「店長から注意されてもそれでも遅刻を繰り返す社員がいるのだが、どうしたら良いだろか?」との相談です。注意を受けても改善されないのであれば、本人はそれほど反省していない、或は、不満を持っているから等何らかの理由があると思われますが、放っておけば周りにも悪影響を及ぼしますので、就業規則に従い懲戒処分を実行することをご提案しました。
内容が遅刻ですので、まずは一番軽い処分のけん責(始末書の提出)から行うことをご提案させて頂きました。
残念ながら、この事例ではその後も改善されなかったので、次の処分として減給処分とすることを提案しました。その際も組織として審議して処分を決定し、正式に通知書を発行して対応する様にご提案させて頂きました。また、注意点として労働基準法に定める減給範囲の遵守も説明させて頂き、ご対応頂きました。時間と根気が必要な業務ですが、適切に対応することが重要と考えます。
社員が生産現場での脚立から落下し、骨折する労働災害が発生してしまった。適切な対応を支援して欲しい。
日頃から安全管理には十分に配慮していても残念ながら労働災害は発生することが有ります。
まず、慌てずに、しかもスピーディかつ丁寧に対処していくことが重要です。
労働災害発生の際の最優先事項は、被災労働者の保護です。また、家族に対しても連絡やフォローを速やか、かつ、適切に行うことが、その後の事態の収束にも関わってくると思います。
次は療養補償給付等、労働安全衛生法に対する速やかな手続きと労災報告が必要です。
上記の緊急事項の対応後は、社内の対応として、安全衛生委員会での報告や再発防止策の推進とその進捗確認が重要と考えます。
当該企業の今回の労働災害発生に関しては、緊急対応事項は予定通り実施することができましたので、今後はその企業内での安全管理体制の構築と安全衛生委員会の実行性確保を推進して行くこととが必要と考えます。

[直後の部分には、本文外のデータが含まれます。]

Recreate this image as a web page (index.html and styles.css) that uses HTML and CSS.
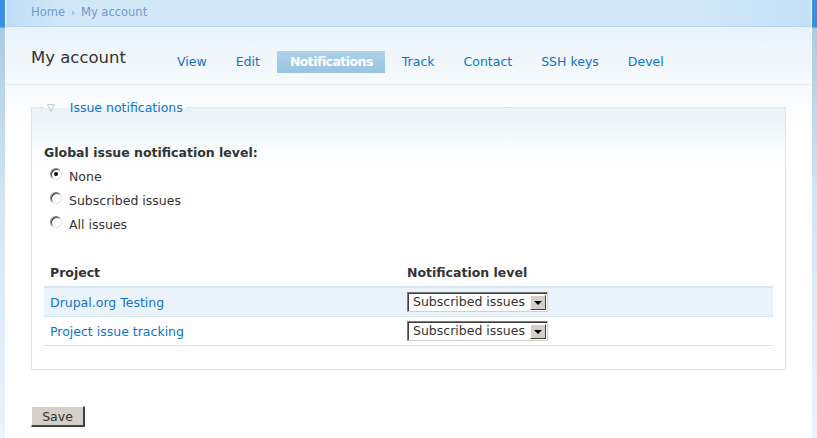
FILE: index.html
```html
<!DOCTYPE html>
<html>
<head>
<meta charset="utf-8">
<link rel="stylesheet" href="styles.css">
</head>
<body>
<div class="frame">
  <div class="side side-left"></div>
  <div class="main">
    <div class="topbar"><a class="crumb" href="#">Home</a><span class="sep">›</span><a class="crumb" href="#">My account</a></div>
    <div class="header">
      <h1 class="title">My account</h1>
      <ul class="tabs">
        <li><a href="#">View</a></li>
        <li><a href="#">Edit</a></li>
        <li class="active"><a href="#">Notifications</a></li>
        <li><a href="#">Track</a></li>
        <li><a href="#">Contact</a></li>
        <li><a href="#">SSH keys</a></li>
        <li><a href="#">Devel</a></li>
      </ul>
    </div>
    <div class="content">
      <fieldset class="box">
        <legend class="legend"><span class="tri">▽</span><a href="#">Issue notifications</a></legend>
        <div class="label">Global issue notification level:</div>
        <div class="radios">
          <label class="radio"><input type="radio" name="lvl" checked> None</label>
          <label class="radio"><input type="radio" name="lvl"> Subscribed issues</label>
          <label class="radio"><input type="radio" name="lvl"> All issues</label>
        </div>
        <table class="tbl">
          <thead>
            <tr><th class="c1">Project</th><th>Notification level</th></tr>
          </thead>
          <tbody>
            <tr class="odd"><td class="c1"><a href="#">Drupal.org Testing</a></td><td><span class="sel"><span class="selText">Subscribed issues</span><span class="selBtn"><span class="arrow"></span></span></span></td></tr>
            <tr><td class="c1"><a href="#">Project issue tracking</a></td><td><span class="sel"><span class="selText">Subscribed issues</span><span class="selBtn"><span class="arrow"></span></span></span></td></tr>
          </tbody>
        </table>
      </fieldset>
      <button class="save">Save</button>
    </div>
  </div>
  <div class="side side-right"></div>
</div>
</body>
</html>
```
FILE: styles.css
```css
* { box-sizing: border-box; }
html, body { margin: 0; padding: 0; }
body {
  font-family: "DejaVu Sans", Verdana, sans-serif;
  font-size: 12px;
  color: #3a3a3a;
  background: #fff;
}
a { color: #0f73c9; text-decoration: none; }
.frame { display: flex; width: 817px; height: 438px; overflow: hidden; }
.side { width: 5px; flex: none; background: linear-gradient(180deg, #3b8fe0 0, #3b8fe0 27px, #a9cbe3 28px, #d4e6f3 200px, #eaf3fb 438px); }
.side-left { border-right: 1px solid #fff; width: 6px; }
.side-right { border-left: 1px solid #fff; width: 6px; }
.main { flex: 1; display: flex; flex-direction: column; }
.topbar {
  height: 27px;
  padding: 5px 0 0 25px;
  background: linear-gradient(90deg, #bfdff6 0, #d2e8f7 60px, #d3e8f7 85%, #c2e0f6 100%);
  border-bottom: 1px solid #b6d6ef;
  font-size: 11.5px;
  color: #6e9ad6;
}
.crumb { color: #6b98d8; }
.sep { color: #6b98d8; font-size: 10px; margin: 0 6px 0 6px; }
.header {
  height: 58px;
  background: linear-gradient(180deg, #e9f2fa 0, #f6fafd 100%);
  border-bottom: 1px solid #e0e8f0;
  display: flex;
  align-items: flex-start;
  padding: 20px 0 0 25px;
}
.title { margin: 0; font-family: "DejaVu Sans", sans-serif; font-weight: normal; font-size: 16.5px; color: #333; line-height: 22px; width: 134px; flex: none; white-space: nowrap; }
.tabs { list-style: none; margin: 0; padding: 4px 0 0 0; display: flex; gap: 0; }
.tabs li { font-size: 12.5px; line-height: 20px; }
.tabs li a { display: block; padding: 1px 12px; margin-right: 5px; color: #0f73c9; }
.tabs li.active a {
  background: linear-gradient(180deg, #aed2ea 0, #99c3e0 100%);
  color: #fff;
  font-weight: bold;
  padding: 1px 12px 1px 13px;
  letter-spacing: -0.55px;
}
.content {
  flex: 1;
  background: linear-gradient(180deg, #f6f9fc 0, #fff 40px);
  padding: 15px 25px 0 25px;
}
.box {
  margin: 0;
  width: 755px;
  height: 270px;
  border: 1px solid #d8e4ef;
  padding: 0 12px;
  background: linear-gradient(180deg, #eaf2f9 0, #fbfdfe 45px, #fff 60px);
}
.legend { padding: 0 3px 0 3px; font-size: 12.5px; margin-left: 0; }
.legend .tri { color: #9aa3ad; font-size: 10px; margin-right: 15px; position: relative; top: -1px; }
.label { font-weight: bold; margin-top: 30px; font-size: 12.5px; color: #333; }
.radios { margin-top: 4px; }
.radio { display: flex; align-items: center; height: 24px; font-size: 12.5px; color: #333; }
.radio input {
  appearance: none; -webkit-appearance: none;
  margin: 0 7px 0 6px; width: 12px; height: 12px; border-radius: 50%;
  position: relative; top: -2px;
  border: 1px solid #808080; border-right-color: #e0e0e0; border-bottom-color: #e0e0e0;
  box-shadow: inset 1px 1px 0 #404040;
  background: #fff;
}
.radio input:checked::after {
  content: ""; position: absolute; left: 3px; top: 3px; width: 4px; height: 4px; border-radius: 50%; background: #000;
}
.tbl { width: 729px; border-collapse: collapse; margin-top: 23px; font-size: 12.5px; }
.tbl th { text-align: left; font-weight: bold; color: #333; height: 28px; padding: 0; border-bottom: 2px solid #d4e6f4; }
.tbl th.c1, .tbl td.c1 { width: 363px; padding-left: 6px; }
.tbl td { height: 29px; padding: 1px 0 0 0; border-bottom: 1px solid #d4e6f4; }
.tbl tr.odd td { background: #ebf3fa; }
.sel {
  display: inline-flex;
  align-items: stretch;
  width: 141px;
  height: 20px;
  border: 1px solid #7a7a7a;
  border-right-color: #d4d0c8;
  border-bottom-color: #d4d0c8;
  background: #fff;
  vertical-align: middle;
  box-shadow: inset 1px 1px 0 #404040;
}
.selText { flex: 1; padding: 1px 0 0 5px; font-size: 12.5px; color: #333; line-height: 16px; }
.selBtn {
  width: 16px; margin: 2px 1px 1px 0;
  background: #d4d0c8;
  border: 1px solid #fff; border-right-color: #404040; border-bottom-color: #404040;
  display: flex; align-items: center; justify-content: center;
}
.arrow { width: 0; height: 0; border-left: 4px solid transparent; border-right: 4px solid transparent; border-top: 4px solid #000; }
.save {
  margin-top: 36px;
  width: 54px; height: 21px;
  font-family: "DejaVu Sans", sans-serif; font-size: 12.5px; color: #333;
  background: #d4d0c8;
  border: 1px solid #fff; border-right: 2px solid #404040; border-bottom: 2px solid #404040;
  padding: 0;
}
```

リスクアセスメントの推進によるリスクの継続的な削減、「なぜなぜ分析」等の実施による究極原因の追究と原因の排除活動を支援しながら、更にはハインリッヒ法則、安全衛生法、KYTトレーニング等の社員への教育訓練を継続的に実施していく予定です。
メンタル疾患で長期欠勤している社員への適切な対応方法を教えて欲しい。
同様の内容でお悩みの企業は多いのではないでしょうか?
私も勤務時代に人事担当者として最も悩み・苦労したのが、メンタル疾患の社員への対応です。
現代としてはメンタル疾患は珍しい病気ではなく、企業規模や職場環境に関係なく、いつ、誰が発症しても不思議ではないと思っています。
メンタル疾患の従業員にはこうすれば解決できるという解決方法が有る訳でなく、ケースバイケースで慎重に対応していくことが必要と思いますので、この事例紹介では概略だけ記載します。
まず、メンタル疾患発生時に何よりも一番に対応すべきことは、対象労働者を専門医へつなぐことだと思います。専門医の診察を受けてもらい、その指示を最優先にすべきです。例えば、1ヶ月の静養が必要と診断されれば、業務は周りで何とかして、1日でも早く療養させることです。
その為には、管理職には日頃からメンタル疾患について教育し、職場でおかしいと感じる社員が居たら速やかに会社に報告することを指導しておくことが重要です。
社員が休職することになれば、会社としては就業規則等に従い対処していくことになりますが、トラブルを避けるためには書面で休職期間等の日時を明確にすることが重要だと思います。
復職についても手続きも明確にし、復職時の職務内容、勤務時間・場所等を決定することです。主治医からリハビリ勤務の指示が有る場合がありますので、リハビリ勤務の場合はどうすべきかも検討しておく必要があると思います。
残念ながら復職できな場合も有り得ます。その場合も就業規則等に従い、適切に対処することが必要だと思います。
他には幹部で情報を共有しながら、誰がどう対応するかを決め、進捗を確実にしていくことも重要だと思います。
社内での労務トラブルを防止する目的とハラスメントに対する社会的関心が高まっていることを考慮して、社員に対してハラスメント防止研修を行って欲しい。
当該企業ではそれまでハラスメントに対する研修は未実施であったため、ハラスメントの概要として世間一般のデータや社会的・法的背景を説明した上で、具体的にセクハラ、マタハラ、パワハラについて説明を行いました。
特にパワハラについては、判例や事例を各自に考えてもらう時間も設けながら理解の促進を図りました。
更には、研修会だけでなく2022年の中小企業に対するパワハラ防止法施行に備え、相談窓口やハラスメント防止の社内周知等も支援しました。